それに今度はレナードはショルダーやブロックのガードを多様して、足を止めて応じる。
かと思ったらいきなり振り回すような左、そして巻き込むような左フックを直撃させて、場内を沸かせる。
そこから無理に追い込むことなく、小さな小さな小さなジャブを連打、そしてロープに追い込んで、小さく緩急をつけたフックを叩き込む。
モハメド・アリの如き身のこなし
その後ロープに追い詰められるが、余裕綽綽に逃げることもなく、コーナーに追い詰められ、しかしショルダーブロックや頭を振ることだけを躱して、挑発をかます始末。
まるでモハメドアリのようだ。
ここから明らかにレナートのギアが上がってきたように感じられる。
肩でリズムをとり、強いパンチを繰り出すとしているようだ。
第4ラウンド、レナードはここにきてオーソドックスに構え、ジャブの数を減らし、何かを狙っているような雰囲気を見せる。

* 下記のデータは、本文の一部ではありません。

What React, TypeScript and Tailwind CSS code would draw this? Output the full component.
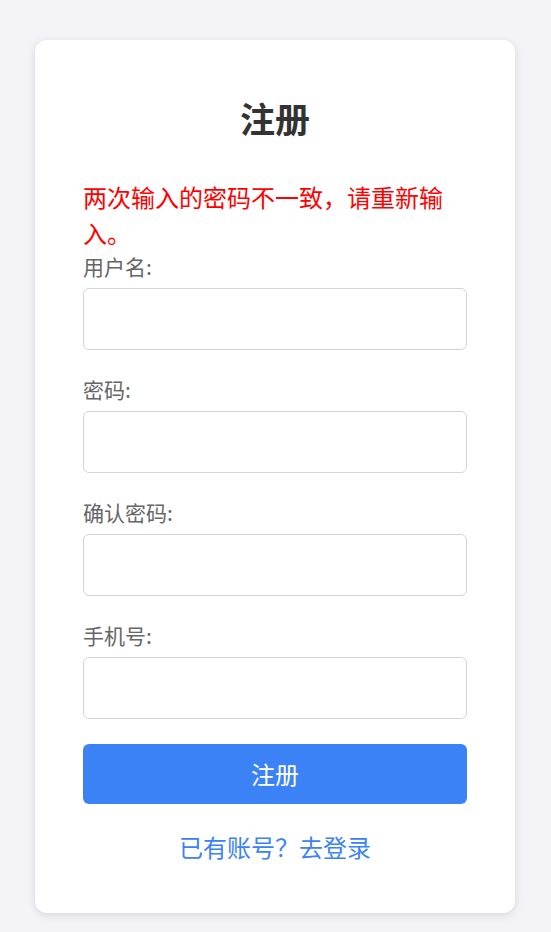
const fields = ["用户名:", "密码:", "确认密码:", "手机号:"];

export default function App() {
  return (
    <div
      className="min-h-screen bg-[#f3f3f8] pt-10 pb-5"
      style={{ fontFamily: '"Noto Sans CJK SC", "Noto Sans", sans-serif' }}
    >
      <div className="ml-[35px] w-[480px] rounded-xl bg-white px-12 pt-12 pb-12 shadow-[0_2px_8px_rgba(0,0,0,0.12)]">
        <h2 className="text-center text-[35px] font-bold leading-[60px] text-[#333]">注册</h2>

        <p className="mt-[31px] text-[24px] leading-[36px] text-[#ff0000]">
          两次输入的密码不一致，请重新输入。
        </p>

        {fields.map((label, i) => (
          <div key={label} className={i === fields.length - 1 ? "mb-[25px]" : "mb-6"}>
            <label className="mb-[6px] block text-[21px] leading-[31px] text-[#666]">{label}</label>
            <input
              type={label.startsWith("密码") || label.startsWith("确认") ? "password" : "text"}
              className="block h-[62px] w-full rounded-md border border-[#d1d5db] bg-white px-3 text-[18px] outline-none"
            />
          </div>
        ))}

        <button className="block h-[60px] w-full rounded-md bg-[#3b82f6] text-[24px] text-white">
          注册
        </button>

        <p className="mt-[25px] text-center text-[24px] leading-[36px] text-[#3b82f6]">
          已有账号？去登录
        </p>
      </div>
    </div>
  );
}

そこからやはりL字ガードに変更、強烈なジャブを放ち、入ってきたところに強い左右フック。
そして相手のジャブを交わして交わして回り、頭を下げてジャブを放っての、そこから振り回すような右ストレート!
がくっときたところに、さらにチョッピングライト。
効いたところに左アッパーの連打、詰めていって左ジャブからの右ボディフック、左フック左フック左フック左フック左フック左フック左フック左フック、右フック右ストレートからの、まるで火がついたような連打連打連打連打連打!
ピートはひとたまりもなくのけぞり、そのまま背中からマットにダイブ!
立ち上がるが、そこにレナードはおそいかかり、左右のフック、アッパーを叩き込ん叩き込んで、まるでピートをピンボールのような状態に追い込み、圧倒的なまでのノックアウトを手にした。
まさに衝撃的なまでの高速連打。
ずっと淡々と打ち続けるのではなく、緩急をつけて、少し待ってフラッシュのように炸裂させ、そしてまた止まって、火がついたように爆発させる。
そのパンチの種類も変幻自在にして無数で、相手にとっては身構えることを、耐えることを許されない、それこそ散弾銃のような攻撃なのかもしれない。
まさしく時を操るがごときボクサー、スーパーエクスプレス、超特急、シュガー・レイレナード、その力の片鱗を見たような心地だった。